Food for thought with the clear ring of truth.  Except for that part about not trying to figure out how more faithfully to live as Christ’s disciples.  That is exactly what we strive to do at First Presbyterian Church.  No one does it perfectly, but it is our goal.

So, given that, what is God calling us – our congregation – to do?  Certainly, to let the world know in whatever way we can that in fact we are striving to live the Gospel faithfully, which, to us, means loving our neighbors, “neighbors” defined as everyone regardless of any human condition, and “love” defined as taking action (not just having warm and fuzzy thoughts) to be good stewards of God’s earth and to work for justice and peace.

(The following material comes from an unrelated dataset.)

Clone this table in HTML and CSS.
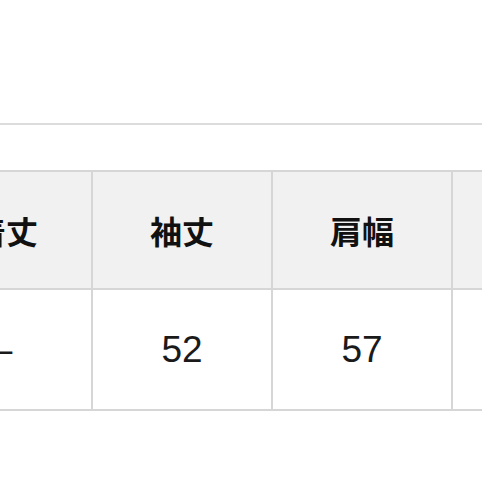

But also, perhaps we are being called to continue to treasure the gift that church is to us, the gift it is right now to so many people, at the same time that we let go of fears for its future.

How do we do the work that God is calling us to do within the body of Christ, at the same time that we bless younger generations in their next wild adventure?  What does that look like “in real life?”

You can read the article yourself by clicking on this link: “What If the Kids Don’t Want Our Church?”


  1. Virginia

    Wed 20th Mar 2013 at 6:28 pm

    Maybe join them on their wild adventure (and no back seat driving)? It’s a great question and one that we will be wrestling with for some time, and even then, will continue till the question is owned by the so-called emerging generation.

  2. Jerry Collell

    Wed 24th Apr 2013 at 11:27 pm

    You’re touching on my probable Doctoral question: Alternative church experiences in the “None Zone–” What comes after “Contemporary Worship?” Even the term “Contemporary Worship” is archaic… Where will we mainline denominations meet the next generations?